Most of the trucks from the Rancho Rio eatery are gone for SXSW, but they're still all lit up and there were a couple of couples eating a late dinner.

Graffiti on the corner of The Old Grocery Store apartment building. I love this building; almost everything else in the area is new construction student housing, and this building looks like it could be in some down-on-its-luck 1940s European small town sreet.

As much as I have zero need for a water pipe, I think they're awfully pretty. Just like every time I see a prettily-arranged and well-lit bar, I long to collect liquor for display.

This is outside of a church and when they put out the sandwich board sign last year, it made me giggle. This is located right behind a bus stop, and hundreds of people (maybe thousands; I haven't researched it) walk past it every day. It's cool that the church decided to try to inspire people by writing something encouraging to meditate on every day. But they don't exactly trust us. The board is securely chained to a wrought-iron fence. 

I happened to reach CVS precisely as the employee was turning the lock at 10:00 PM... so I guess it's not open 24 hours. Oh well. The walk was totally worth it.

As I was watching the guy lock the door, an inebriated gentleman sitting under the awning called out to me.

Man: Hey, woman. You're a woman.
Me: I am. Thanks for noticing.
Man: I'm a man. And I'm gay. And I have more boyfriends than you'll ever have.
Me: You're probably right. I am not popular with the dudes.
Man: What I've got going for me is, well, right now, I have a cute butt.
Me: You must be very proud.

Right then, three college guys walked by, and he started talking to them, but I don't think they were interested in his admiration. Every time a street person (which I say because I don't know whether some of them are technically homeless; this guy didn't have all of the encumberments most homeless people have; I think he might have just settled in to sit off his buzz) and they try to engage me, even if they're asking for help and I can't do anything for them, I try at least to make eye contact and talk.
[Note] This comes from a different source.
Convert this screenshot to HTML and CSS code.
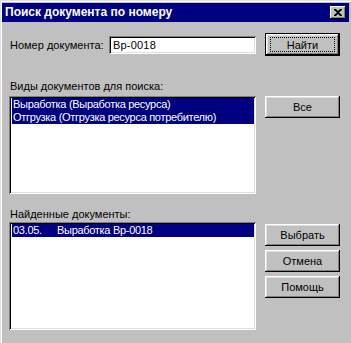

There's a scene in "The Fisher King" where this homeless guy is sitting with a change cup in a subway station, and people are walking by dropping coins into his cup. Jeff Bridges' character is sitting with him and comments that no one even makes eye contact with him. The homeless man says something to the effect of, "They give me money so they don't have to. I'm like this great warning for them to keep doing what they're doing or else they could end up like me..." Then he goes on to explain that any time they feel like ramming a stapler into their boss's head, all they have to do is think of this homeless guy begging for money, and that's their warning to abort their mission and go about kissing the boss's butt.

I want people to know that I see them as people. Not as scenery or "them" or that I don't see them at all. Besides, most of the time, interactions with random people tend to be either entertaining or heart-warming.

In case I haven't mentioned this, I *love* our neighborhood. I was thinking as I was walking last night that when I used to live in the suburbs, I would sometimes feel nervous walking later in the evening. I don't feel that way at all around here. There are just too many people, and everything is well-lit. I wouldn't walk alone at 2:00 AM, but that's largely because I'm not such a night owl.

We got official word of our lease renewal a couple of days ago, so we're looking forward to at least another year at the Nuthaus! 

Saturday, March 8, 2014

Royer's Pie Haven Ding Dong

"Vitamin Fortified!"
So, all of us have eaten a Hostess Ding Dong, right? Don't lie; yes, you have. When I was little, I used to like to try to peel off the chocolate coating and save it for last.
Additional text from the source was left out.